>> BEGIN
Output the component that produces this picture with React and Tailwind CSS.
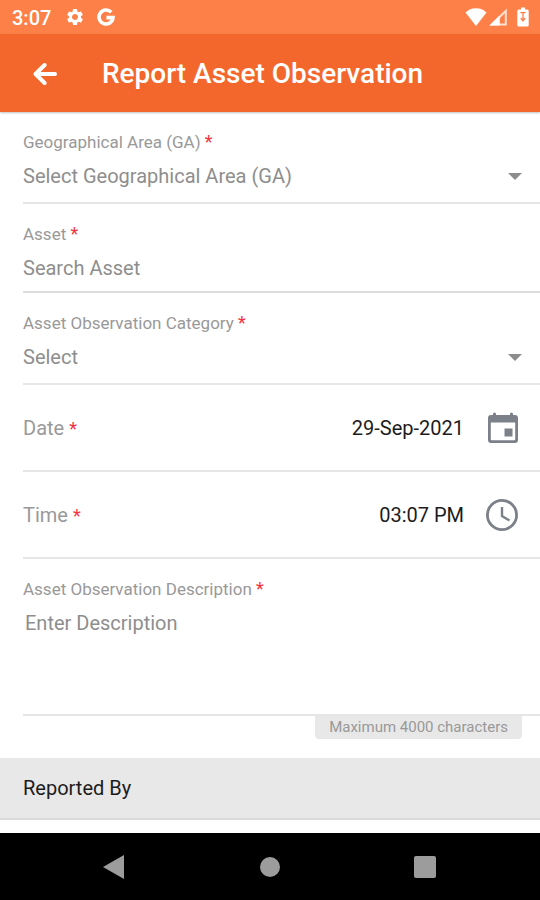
import { useState } from 'react';
import { MdSettings } from 'react-icons/md';
import clsx from 'clsx';

const GoogleIcon = () => (
  <svg width="18" height="18" viewBox="0 0 18 18" fill="none" stroke="currentColor" strokeWidth="3.6" aria-hidden="true">
    <path d="M14.2 4.3A7 7 0 1 0 16 9.6H9.4" />
  </svg>
);

const WifiIcon = () => (
  <svg width="22" height="18" viewBox="0 0 22 18" fill="currentColor" aria-hidden="true">
    <path d="M11 18L0.5 4.6C3.2 1.8 6.8 0.3 11 0.3s7.8 1.5 10.5 4.3z" />
  </svg>
);

const SignalIcon = () => (
  <svg width="18" height="18" viewBox="0 0 18 18" aria-hidden="true">
    <path d="M17.8 0.4V17.6H0.4zM15.8 5.2L10.6 10.4V15.6H15.8z" fill="currentColor" fillRule="evenodd" opacity="0.75" />
    <path d="M10.6 7.5V17.6H0.4z" fill="currentColor" />
  </svg>
);

const BatteryIcon = () => (
  <svg width="12" height="20" viewBox="0 0 12 20" aria-hidden="true">
    <path d="M4 0.5h4v2h2.2a1.5 1.5 0 0 1 1.5 1.5v14a1.5 1.5 0 0 1-1.5 1.5H1.8a1.5 1.5 0 0 1-1.5-1.5V4a1.5 1.5 0 0 1 1.5-1.5H4z" fill="currentColor" />
    <path d="M6 6V14M3.8 11L6 14l2.2-3M3.4 5.6h5.2" fill="none" stroke="#fd8048" strokeWidth="1.3" />
  </svg>
);

const BackIcon = () => (
  <svg width="24" height="24" viewBox="0 0 24 24" fill="none" stroke="currentColor" strokeWidth="4" strokeLinecap="round" aria-hidden="true">
    <path d="M11.6 3L2.6 12L11.6 21" strokeLinejoin="round" />
    <path d="M3 12H22" />
  </svg>
);

const CalendarIcon = () => (
  <svg width="34" height="34" viewBox="0 0 34 34" aria-hidden="true">
    <path
      d="M8.5 1.5a1.5 1.5 0 0 1 1.5 1.5v1h14v-1a1.5 1.5 0 0 1 3 0v1h2a3 3 0 0 1 3 3v22a3 3 0 0 1-3 3H5a3 3 0 0 1-3-3V7a3 3 0 0 1 3-3h2v-1a1.5 1.5 0 0 1 1.5-1.5zM4.8 11.5v16.7a1 1 0 0 0 1 1h22.4a1 1 0 0 0 1-1V11.5z"
      fill="currentColor"
      fillRule="evenodd"
    />
    <rect x="18.5" y="17.5" width="8" height="8" fill="currentColor" />
  </svg>
);

const ClockIcon = () => (
  <svg width="34" height="34" viewBox="0 0 34 34" fill="none" stroke="currentColor" aria-hidden="true">
    <circle cx="16" cy="17" r="14.6" strokeWidth="2.8" />
    <path d="M16 9v9l7.5 4.5" strokeWidth="2.4" />
  </svg>
);

const Required = () => <span className="text-[18px] leading-5 text-[#f4333f]">*</span>;

const FieldLabel = ({ htmlFor, children }) => (
  <label htmlFor={htmlFor} className="block text-[17px] leading-5 text-[#999999]">
    {children} <Required />
  </label>
);

const SelectField = ({ id, label, placeholder }) => (
  <div className="border-b-2 border-[#e6e6e6] pt-5 pb-3">
    <FieldLabel htmlFor={id}>{label}</FieldLabel>
    <div className="relative mt-[10px]">
      <select id={id} className="block h-7 w-full appearance-none bg-transparent text-[20px] leading-7 text-[#8e8e8e] outline-none">
        <option>{placeholder}</option>
      </select>
      <svg className="pointer-events-none absolute top-[11px] right-[18px]" width="14" height="7" viewBox="0 0 14 7" aria-hidden="true">
        <path d="M0 0h14L7 7z" fill="#8c8c8c" />
      </svg>
    </div>
  </div>
);

const PickerField = ({ id, label, value, icon, buttonLabel }) => (
  <div className="flex h-[87px] items-center border-b-2 border-[#e6e6e6] pr-5">
    <label htmlFor={id} className="text-[20px] leading-7 text-[#999999]">
      {label} <Required />
    </label>
    <input
      id={id}
      type="text"
      readOnly
      value={value}
      className="h-7 min-w-0 flex-1 bg-transparent text-right text-[20px] leading-7 text-[#1c1c1c] outline-none"
    />
    <button type="button" aria-label={buttonLabel} className="ml-[22px] text-[#7c8088]">
      {icon}
    </button>
  </div>
);

const NavButton = ({ label, className, children }) => (
  <button type="button" aria-label={label} className={clsx('flex items-center justify-center text-[#9c9c9c]', className)}>
    <svg width="24" height="24" viewBox="0 0 24 24" fill="currentColor" aria-hidden="true">
      {children}
    </svg>
  </button>
);

const App = () => {
  const [asset, setAsset] = useState('');
  const [description, setDescription] = useState('');

  return (
    <div className="flex min-h-screen flex-col bg-white font-['Roboto',sans-serif]">
      {/* Status bar */}
      <div className="flex h-[34px] items-center bg-[#fd8048] pr-[11px] pl-3 text-white">
        <span className="pt-[2px] text-[20px] leading-6 font-medium">3:07</span>
        <span className="ml-[14px] flex items-center gap-3">
          <MdSettings size={20} />
          <GoogleIcon />
        </span>
        <span className="ml-auto flex items-center gap-[2px]">
          <WifiIcon />
          <SignalIcon />
          <span className="ml-2">
            <BatteryIcon />
          </span>
        </span>
      </div>

      {/* Title bar */}
      <header className="flex h-[78px] items-center bg-[#f4672c] pt-[2px] pl-[33px] text-white shadow-[0_1px_2px_rgba(0,0,0,0.25)]">
        <button type="button" aria-label="Back">
          <BackIcon />
        </button>
        <h1 className="ml-[45px] text-[28px] leading-8 font-medium">Report Asset Observation</h1>
      </header>

      <form>
        <div className="pl-[23px]">
          <SelectField id="area" label="Geographical Area (GA)" placeholder="Select Geographical Area (GA)" />

          <div className="border-b-2 border-[#dcdcdc] pt-5 pb-[9px]">
            <FieldLabel htmlFor="asset">Asset</FieldLabel>
            <input
              id="asset"
              type="text"
              placeholder="Search Asset"
              value={asset}
              onChange={(e) => setAsset(e.target.value)}
              className="mt-[10px] block h-7 w-full bg-transparent text-[20px] leading-7 text-[#1c1c1c] outline-none placeholder:text-[#8e8e8e]"
            />
          </div>

          <SelectField id="category" label="Asset Observation Category" placeholder="Select" />
          <PickerField id="date" label="Date" value="29-Sep-2021" buttonLabel="Pick date" icon={<CalendarIcon />} />
          <PickerField id="time" label="Time" value="03:07 PM" buttonLabel="Pick time" icon={<ClockIcon />} />

          <div className="border-b-2 border-[#e6e6e6] pt-5">
            <FieldLabel htmlFor="description">Asset Observation Description</FieldLabel>
            <textarea
              id="description"
              maxLength={4000}
              placeholder="Enter Description"
              value={description}
              onChange={(e) => setDescription(e.target.value)}
              className="mt-[10px] block h-[105px] w-full resize-none bg-transparent pl-[2px] text-[20px] leading-7 text-[#1c1c1c] outline-none placeholder:text-[#8e8e8e]"
            />
          </div>
          <div className="flex justify-end pr-[18px]">
            <p className="rounded-b-sm bg-[#e8e8e8] px-[14px] pt-[1px] pb-[2px] text-[15px] leading-5 text-[#999999]">
              Maximum 4000 characters
            </p>
          </div>
        </div>

        {/* Section heading */}
        <h2 className="mt-[19px] border-b-2 border-[#dadada] bg-[#e8e8e8] px-[23px] py-4 text-[20px] leading-7 text-[#1c1c1c]">
          Reported By
        </h2>
      </form>

      {/* System navigation */}
      <nav className="mt-auto grid h-[67px] grid-cols-[1fr_auto_1fr] items-center bg-black px-[102px]">
        <NavButton label="Go back" className="justify-self-start">
          <path d="M22 0v24L1 12z" />
        </NavButton>
        <NavButton label="Home">
          <circle cx="12" cy="12" r="10" />
        </NavButton>
        <NavButton label="Recent apps" className="justify-self-end">
          <rect x="0" y="1" width="22" height="22" rx="2" />
        </NavButton>
      </nav>
    </div>
  );
};

export default App;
>> END
EXERCISE DETAILS: Your task is to reproduce exactly the lines from the start of the data above through the line containing "import clsx from 'clsx';", leaving every picture out.

FULL RESPONSE:
Output the component that produces this picture with React and Tailwind CSS.
import { useState } from 'react';
import { MdSettings } from 'react-icons/md';
import clsx from 'clsx';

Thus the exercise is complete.